From Laser to 3D - A Guide to Advancements in Printing Tech

If you work in the corporate world or even just have your own home office, you would likely have a good understanding of the capabilities of modern printing technology. All printers, from large-scale industrial printers to your trusty and reliable HP home office printers, are capable of transferring digital information into a hard-copy format. Printers allow businesses, households, and even educational institutions, to take total control over how they present and interact with information.

But with recent advancements in printing technology, we’ve suddenly found ourselves spoilt for choice when it comes to all the different printer models available to us, as well as the unique functionalities that all of these models possess. For instance, 3D printers allow their users to convert digital information into a three-dimensional object rather than just a two-dimensional illustration or diagram on a page. 

If you have ever doubted the printing industry's appetite for change, let’s round off all the advancements we have seen over the last decade as well as what we anticipate is just around the corner for this age-old industry.

Sustainable production materials

Let’s start with looking at the transformation of printer hardware. Although modern printers are designed to perform for years if not decades, printers still make up a significant portion of e-waste in landfills. Recognising this, the printing industry acknowledged a need for change with regards to its production processes.

In the present day, most of the leading printing manufacturers have begun producing printer models by using recycled plastics, metals and minerals. This preserves virgin resources and gives used materials a second chance in production, a practice also often referred to as the ‘circular economy’. Printer manufacturing monolith HP has said that by 2030, their whole range of printers will be crafted from recycled materials in order to support the development of a circular economy for the printing industry. 

But this isn’t the first instance where HP has been associated with the circular economy, as HP suggested years prior to using recycled production materials that recycled printing paper is the way forward for their technology. HP printer cartridges will also continue to be produced using recycled materials, to further support the company’s goal to cut their greenhouse gas emissions by 40% before 2030.

And they’re not alone either! Slowly but surely, more printer manufacturers across the globe have been reassessing the sustainability of their own production practices, with other big name manufacturers like Canon and Epson also looking to curate their own ‘closed production loop’. 

Wireless printing

Just as the office environment is changing, so too is the way we print in communal spaces or as part of a team. With business models now incorporating contractors and remote workers, printing technology allows individuals to print remotely from any corner of the globe.

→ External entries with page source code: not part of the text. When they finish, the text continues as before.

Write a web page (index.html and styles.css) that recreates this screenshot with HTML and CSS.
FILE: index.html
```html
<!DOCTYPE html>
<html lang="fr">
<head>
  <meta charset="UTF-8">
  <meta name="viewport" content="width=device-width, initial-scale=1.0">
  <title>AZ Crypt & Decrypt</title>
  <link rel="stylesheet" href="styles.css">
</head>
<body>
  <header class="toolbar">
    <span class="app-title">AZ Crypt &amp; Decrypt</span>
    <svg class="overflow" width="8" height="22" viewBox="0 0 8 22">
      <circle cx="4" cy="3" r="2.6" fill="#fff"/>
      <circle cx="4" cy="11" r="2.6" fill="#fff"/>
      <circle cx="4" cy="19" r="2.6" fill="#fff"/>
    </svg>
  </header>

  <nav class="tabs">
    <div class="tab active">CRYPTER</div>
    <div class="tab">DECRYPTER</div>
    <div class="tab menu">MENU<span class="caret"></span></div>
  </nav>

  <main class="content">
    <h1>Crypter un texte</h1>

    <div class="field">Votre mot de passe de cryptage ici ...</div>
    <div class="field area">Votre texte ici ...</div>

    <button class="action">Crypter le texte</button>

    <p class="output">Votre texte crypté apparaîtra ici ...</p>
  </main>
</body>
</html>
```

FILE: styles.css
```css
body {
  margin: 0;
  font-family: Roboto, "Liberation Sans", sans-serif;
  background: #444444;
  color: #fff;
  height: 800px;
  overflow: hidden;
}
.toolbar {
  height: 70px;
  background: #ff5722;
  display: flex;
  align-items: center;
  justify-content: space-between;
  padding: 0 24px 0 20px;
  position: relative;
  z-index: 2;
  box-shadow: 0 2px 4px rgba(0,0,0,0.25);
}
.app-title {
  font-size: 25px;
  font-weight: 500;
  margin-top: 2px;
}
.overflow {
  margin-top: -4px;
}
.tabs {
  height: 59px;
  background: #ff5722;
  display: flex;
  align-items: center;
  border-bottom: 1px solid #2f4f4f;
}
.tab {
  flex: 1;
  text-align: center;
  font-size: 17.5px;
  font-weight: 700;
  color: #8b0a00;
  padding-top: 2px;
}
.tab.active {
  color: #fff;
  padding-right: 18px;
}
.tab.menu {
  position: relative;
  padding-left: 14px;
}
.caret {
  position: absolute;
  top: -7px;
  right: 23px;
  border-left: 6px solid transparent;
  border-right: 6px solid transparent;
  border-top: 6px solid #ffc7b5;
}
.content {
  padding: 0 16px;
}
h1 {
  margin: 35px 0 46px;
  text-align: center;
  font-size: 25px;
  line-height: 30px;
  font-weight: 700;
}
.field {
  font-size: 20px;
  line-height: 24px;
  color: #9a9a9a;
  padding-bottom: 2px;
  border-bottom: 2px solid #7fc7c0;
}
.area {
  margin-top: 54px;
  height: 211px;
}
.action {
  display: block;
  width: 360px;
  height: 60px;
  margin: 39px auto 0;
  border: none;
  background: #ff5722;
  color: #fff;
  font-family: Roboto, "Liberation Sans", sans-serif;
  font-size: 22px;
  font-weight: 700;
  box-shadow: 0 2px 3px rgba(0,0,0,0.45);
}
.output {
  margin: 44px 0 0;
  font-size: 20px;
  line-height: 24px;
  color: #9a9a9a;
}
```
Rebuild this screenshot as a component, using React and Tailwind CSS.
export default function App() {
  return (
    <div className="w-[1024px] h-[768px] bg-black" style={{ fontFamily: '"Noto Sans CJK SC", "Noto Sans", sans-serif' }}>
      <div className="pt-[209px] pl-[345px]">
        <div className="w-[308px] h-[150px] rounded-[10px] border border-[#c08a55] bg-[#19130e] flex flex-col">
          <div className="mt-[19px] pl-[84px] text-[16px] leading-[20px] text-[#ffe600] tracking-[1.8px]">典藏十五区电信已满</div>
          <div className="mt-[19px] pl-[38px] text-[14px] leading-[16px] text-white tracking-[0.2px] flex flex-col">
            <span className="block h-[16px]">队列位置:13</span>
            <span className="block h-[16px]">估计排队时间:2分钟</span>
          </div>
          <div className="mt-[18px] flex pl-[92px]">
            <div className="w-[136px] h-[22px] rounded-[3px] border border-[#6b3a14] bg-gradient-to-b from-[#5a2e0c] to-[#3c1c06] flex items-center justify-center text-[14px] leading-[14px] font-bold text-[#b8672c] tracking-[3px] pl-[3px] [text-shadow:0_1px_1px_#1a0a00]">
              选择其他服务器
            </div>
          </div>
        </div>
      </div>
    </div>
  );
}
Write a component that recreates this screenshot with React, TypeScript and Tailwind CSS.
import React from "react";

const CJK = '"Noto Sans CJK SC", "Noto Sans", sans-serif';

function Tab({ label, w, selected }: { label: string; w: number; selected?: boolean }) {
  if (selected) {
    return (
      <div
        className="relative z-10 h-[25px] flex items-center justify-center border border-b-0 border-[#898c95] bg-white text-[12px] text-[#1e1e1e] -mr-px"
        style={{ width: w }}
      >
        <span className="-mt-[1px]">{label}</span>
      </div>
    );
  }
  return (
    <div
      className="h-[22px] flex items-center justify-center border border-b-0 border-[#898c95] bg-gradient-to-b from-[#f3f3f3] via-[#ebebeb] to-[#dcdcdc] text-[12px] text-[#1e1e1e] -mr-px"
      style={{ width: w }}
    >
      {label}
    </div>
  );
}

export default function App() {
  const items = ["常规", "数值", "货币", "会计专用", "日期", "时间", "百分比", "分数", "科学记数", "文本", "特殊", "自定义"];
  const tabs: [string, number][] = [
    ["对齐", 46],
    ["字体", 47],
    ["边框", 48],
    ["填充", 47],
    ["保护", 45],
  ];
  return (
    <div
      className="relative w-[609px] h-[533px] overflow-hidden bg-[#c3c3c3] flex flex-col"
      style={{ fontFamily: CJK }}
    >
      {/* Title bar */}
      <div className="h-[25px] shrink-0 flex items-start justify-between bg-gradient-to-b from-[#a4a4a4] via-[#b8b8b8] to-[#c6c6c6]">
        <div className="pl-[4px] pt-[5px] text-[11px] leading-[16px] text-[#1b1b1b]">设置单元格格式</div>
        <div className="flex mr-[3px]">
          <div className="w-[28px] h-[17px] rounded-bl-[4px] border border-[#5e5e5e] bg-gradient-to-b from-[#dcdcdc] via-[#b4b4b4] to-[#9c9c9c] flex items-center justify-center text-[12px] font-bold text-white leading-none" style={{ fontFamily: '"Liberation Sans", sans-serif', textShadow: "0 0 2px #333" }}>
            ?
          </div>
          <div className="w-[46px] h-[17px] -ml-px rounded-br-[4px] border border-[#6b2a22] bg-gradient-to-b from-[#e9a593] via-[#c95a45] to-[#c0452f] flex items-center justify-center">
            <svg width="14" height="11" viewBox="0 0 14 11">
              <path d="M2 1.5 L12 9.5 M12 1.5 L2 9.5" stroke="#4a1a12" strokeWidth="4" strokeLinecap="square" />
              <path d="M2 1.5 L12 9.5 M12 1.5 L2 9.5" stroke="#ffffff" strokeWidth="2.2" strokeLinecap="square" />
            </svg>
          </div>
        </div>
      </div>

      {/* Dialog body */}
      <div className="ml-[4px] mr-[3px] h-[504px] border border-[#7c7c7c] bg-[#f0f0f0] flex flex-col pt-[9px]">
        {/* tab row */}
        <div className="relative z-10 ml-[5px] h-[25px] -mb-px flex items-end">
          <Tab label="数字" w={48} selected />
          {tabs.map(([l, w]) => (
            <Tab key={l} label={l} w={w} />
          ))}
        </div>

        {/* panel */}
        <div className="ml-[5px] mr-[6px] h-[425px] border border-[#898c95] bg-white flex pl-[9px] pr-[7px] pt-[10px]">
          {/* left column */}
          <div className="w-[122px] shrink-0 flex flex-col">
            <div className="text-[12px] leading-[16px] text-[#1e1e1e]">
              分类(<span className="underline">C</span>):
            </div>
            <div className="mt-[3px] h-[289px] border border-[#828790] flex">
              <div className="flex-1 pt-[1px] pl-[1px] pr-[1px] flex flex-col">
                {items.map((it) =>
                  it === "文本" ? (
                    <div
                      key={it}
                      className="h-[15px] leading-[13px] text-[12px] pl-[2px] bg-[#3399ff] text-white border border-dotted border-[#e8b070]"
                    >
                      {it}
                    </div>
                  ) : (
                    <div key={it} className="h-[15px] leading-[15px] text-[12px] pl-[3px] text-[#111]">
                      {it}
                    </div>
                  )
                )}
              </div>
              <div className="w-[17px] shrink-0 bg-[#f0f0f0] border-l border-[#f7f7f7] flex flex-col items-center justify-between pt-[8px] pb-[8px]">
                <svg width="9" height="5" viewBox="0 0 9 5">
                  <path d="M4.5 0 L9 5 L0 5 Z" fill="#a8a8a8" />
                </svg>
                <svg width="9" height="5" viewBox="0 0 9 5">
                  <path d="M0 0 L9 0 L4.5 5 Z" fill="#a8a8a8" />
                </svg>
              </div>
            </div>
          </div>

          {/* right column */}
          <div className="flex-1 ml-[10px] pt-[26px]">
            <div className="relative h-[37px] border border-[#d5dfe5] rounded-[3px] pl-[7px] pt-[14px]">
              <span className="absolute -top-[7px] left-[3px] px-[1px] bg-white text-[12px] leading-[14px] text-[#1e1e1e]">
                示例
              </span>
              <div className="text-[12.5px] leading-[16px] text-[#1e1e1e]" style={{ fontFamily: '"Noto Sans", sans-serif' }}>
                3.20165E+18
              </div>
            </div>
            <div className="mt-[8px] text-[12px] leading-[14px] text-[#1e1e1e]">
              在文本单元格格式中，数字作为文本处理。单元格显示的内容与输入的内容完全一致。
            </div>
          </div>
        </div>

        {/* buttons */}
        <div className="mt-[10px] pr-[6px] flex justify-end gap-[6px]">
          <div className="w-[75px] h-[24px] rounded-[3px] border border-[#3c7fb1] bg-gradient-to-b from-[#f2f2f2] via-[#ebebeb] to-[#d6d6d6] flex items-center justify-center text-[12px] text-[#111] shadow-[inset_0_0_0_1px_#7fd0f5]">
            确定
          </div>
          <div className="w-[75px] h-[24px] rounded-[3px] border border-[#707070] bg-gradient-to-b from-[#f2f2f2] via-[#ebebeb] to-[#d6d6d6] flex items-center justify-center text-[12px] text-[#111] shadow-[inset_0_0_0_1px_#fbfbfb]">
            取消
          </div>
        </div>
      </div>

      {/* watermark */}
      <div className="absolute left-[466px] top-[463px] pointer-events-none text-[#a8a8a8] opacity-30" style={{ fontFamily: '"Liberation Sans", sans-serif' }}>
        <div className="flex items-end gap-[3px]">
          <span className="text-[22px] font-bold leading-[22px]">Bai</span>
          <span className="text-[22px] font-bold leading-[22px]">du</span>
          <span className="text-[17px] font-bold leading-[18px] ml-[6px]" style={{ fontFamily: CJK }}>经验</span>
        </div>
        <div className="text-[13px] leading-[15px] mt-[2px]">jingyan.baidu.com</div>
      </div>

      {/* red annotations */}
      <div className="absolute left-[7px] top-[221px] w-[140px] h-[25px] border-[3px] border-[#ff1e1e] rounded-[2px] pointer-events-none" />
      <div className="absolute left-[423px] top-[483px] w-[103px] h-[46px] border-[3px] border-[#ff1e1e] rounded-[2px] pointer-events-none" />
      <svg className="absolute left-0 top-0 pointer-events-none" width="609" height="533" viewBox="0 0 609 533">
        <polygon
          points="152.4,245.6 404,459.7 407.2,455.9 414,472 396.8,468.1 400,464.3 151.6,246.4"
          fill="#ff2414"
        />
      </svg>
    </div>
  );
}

Imagine sitting on a conference call with your team who are in the office, and then sending through a print-out to the printer on their end that speaks to the very discussion you’re participating in. 

In this regard, WiFi or wireless printing has almost become a revamp of the ‘fax machine’, as printers can almost be used in lieu of emails. This provides a frictionless workflow that benefits the entire team, without the inevitable bottlenecks or miscommunications that can occur with a team that operates remotely.

3D printing

If ten years ago, somebody told you that you could print your own action figures at home, you’d think that they had lost the plot. Nowadays, however, that is precisely one of the myriad applications of 3D printing. 3D printing really is a mind-bending concept and one that has continued to fine-tune its capabilities since the technology was first developed, surprisingly way back in the 1980s. Originally, 3D printing was developed as an alternative to traditional production processes. The layer-by-layer construction of 3D printed products offered a level of speed and agility that simply couldn’t be matched by the larger scale fabrication processes found in that era.

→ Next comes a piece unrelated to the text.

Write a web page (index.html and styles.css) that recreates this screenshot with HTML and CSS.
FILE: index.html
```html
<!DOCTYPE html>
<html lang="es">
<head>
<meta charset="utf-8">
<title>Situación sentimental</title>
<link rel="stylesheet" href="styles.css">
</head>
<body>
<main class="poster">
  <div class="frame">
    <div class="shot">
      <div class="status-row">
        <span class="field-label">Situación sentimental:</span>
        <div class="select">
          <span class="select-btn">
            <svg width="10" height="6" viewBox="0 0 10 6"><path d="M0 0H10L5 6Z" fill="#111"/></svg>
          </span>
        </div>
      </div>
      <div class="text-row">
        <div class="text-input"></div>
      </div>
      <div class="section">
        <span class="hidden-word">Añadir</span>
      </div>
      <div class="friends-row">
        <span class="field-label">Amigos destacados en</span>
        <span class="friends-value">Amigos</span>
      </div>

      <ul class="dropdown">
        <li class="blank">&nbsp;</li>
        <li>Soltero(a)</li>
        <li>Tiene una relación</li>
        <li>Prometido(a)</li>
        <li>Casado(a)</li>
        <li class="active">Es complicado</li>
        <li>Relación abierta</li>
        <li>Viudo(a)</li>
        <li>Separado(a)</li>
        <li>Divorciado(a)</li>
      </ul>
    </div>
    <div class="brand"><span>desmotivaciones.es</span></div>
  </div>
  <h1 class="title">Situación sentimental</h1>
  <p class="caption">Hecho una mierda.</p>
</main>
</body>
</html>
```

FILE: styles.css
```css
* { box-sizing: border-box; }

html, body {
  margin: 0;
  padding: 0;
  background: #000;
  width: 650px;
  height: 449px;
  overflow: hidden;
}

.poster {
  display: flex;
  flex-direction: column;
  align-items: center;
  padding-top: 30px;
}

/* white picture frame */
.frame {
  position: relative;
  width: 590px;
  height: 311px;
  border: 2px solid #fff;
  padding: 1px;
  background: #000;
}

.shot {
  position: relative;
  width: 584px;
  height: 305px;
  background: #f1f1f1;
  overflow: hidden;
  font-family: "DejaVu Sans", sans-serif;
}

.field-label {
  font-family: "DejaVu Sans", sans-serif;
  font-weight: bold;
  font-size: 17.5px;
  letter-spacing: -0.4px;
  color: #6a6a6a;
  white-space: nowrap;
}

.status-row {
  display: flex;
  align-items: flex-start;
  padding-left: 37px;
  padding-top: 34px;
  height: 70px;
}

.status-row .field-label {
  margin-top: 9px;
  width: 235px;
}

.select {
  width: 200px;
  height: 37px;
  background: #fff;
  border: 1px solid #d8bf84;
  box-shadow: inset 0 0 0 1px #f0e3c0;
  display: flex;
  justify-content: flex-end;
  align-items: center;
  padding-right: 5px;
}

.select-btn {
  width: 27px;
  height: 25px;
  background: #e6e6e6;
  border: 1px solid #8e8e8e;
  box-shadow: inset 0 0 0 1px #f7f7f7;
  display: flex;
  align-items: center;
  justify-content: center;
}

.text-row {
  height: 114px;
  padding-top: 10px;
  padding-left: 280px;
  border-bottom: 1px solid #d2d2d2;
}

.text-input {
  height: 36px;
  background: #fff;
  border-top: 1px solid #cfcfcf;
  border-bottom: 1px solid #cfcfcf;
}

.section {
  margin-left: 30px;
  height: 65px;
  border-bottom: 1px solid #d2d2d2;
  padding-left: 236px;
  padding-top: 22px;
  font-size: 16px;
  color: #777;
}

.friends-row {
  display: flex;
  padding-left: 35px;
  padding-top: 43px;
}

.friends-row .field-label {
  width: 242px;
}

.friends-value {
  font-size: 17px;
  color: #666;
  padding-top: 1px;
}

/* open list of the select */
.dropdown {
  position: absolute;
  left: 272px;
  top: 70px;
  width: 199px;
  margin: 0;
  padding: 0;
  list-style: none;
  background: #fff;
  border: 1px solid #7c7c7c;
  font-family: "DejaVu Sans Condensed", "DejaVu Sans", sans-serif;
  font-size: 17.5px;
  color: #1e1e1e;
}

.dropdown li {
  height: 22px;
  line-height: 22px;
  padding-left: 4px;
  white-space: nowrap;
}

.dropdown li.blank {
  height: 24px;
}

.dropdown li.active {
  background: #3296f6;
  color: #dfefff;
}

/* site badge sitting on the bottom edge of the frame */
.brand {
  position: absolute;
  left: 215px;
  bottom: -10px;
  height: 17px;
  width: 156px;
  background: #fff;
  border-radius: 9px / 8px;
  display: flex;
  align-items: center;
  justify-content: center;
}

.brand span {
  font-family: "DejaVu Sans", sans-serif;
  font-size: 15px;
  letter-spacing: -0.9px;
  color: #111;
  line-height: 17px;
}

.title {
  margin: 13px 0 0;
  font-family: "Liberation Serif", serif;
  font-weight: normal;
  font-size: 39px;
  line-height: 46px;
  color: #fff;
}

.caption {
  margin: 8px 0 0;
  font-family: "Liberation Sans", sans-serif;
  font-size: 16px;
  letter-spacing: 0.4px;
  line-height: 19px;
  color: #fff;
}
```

The potential for 3D printing to revolutionise fabrication practices is still being tested today, with many industries implementing 3D printers into their production processes. And it’s not just manufacturing and fabrication that are taking full advantage of 3D printing technologies either. Even industries like the healthcare sector, education, and aerospace and defence organisations are utilising 3D printing technologies today. 

If you have an office job, you may not need this sort of technology too frequently. But 3D printing will likely become increasingly popular amongst independent artists and even companies operating within the construction and fabrication industries (as well as the other industries listed above) in the years to come.

A 3D Printer at work

Secure release printing

There has always been a security consideration for many companies when it comes to printing and the production of hard-copy business documents. The last thing that many business owners want is for sensitive information falling into the wrong hands, and issues like backed up printer queues can result in just this situation. 

Thankfully, modern printer manufacturers have come up with a solution here too. Instead of furnishing each HR manager, payroll officer or GM with their own printer, printing technology has allowed printer users to print their document, and then ‘release’ the print once they have arrived at the machine and can securely remove it from the tray themselves. This functionality is called ‘secure pull’ or secure release printing, and it has been very effective for a number of industries, including finance, law, and other sectors that are often handling sensitive information in digital and hard-copy formats.

Keep in mind that this list we’ve provided is by no means an exhaustive overview of all the innovations within the printing industry today. In fact, it’s highly likely that in no time at all, this very article could be eclipsed by some of the other many imminent advancements in printing technology, including AI assisted printing, and sublimation printing, just to name a few. So if you have been looking to replace your old printer for some time now, explore some of these capabilities, and ensure that you discard your printer responsibility by dropping it off at an e-waste returning it to the original manufacturer.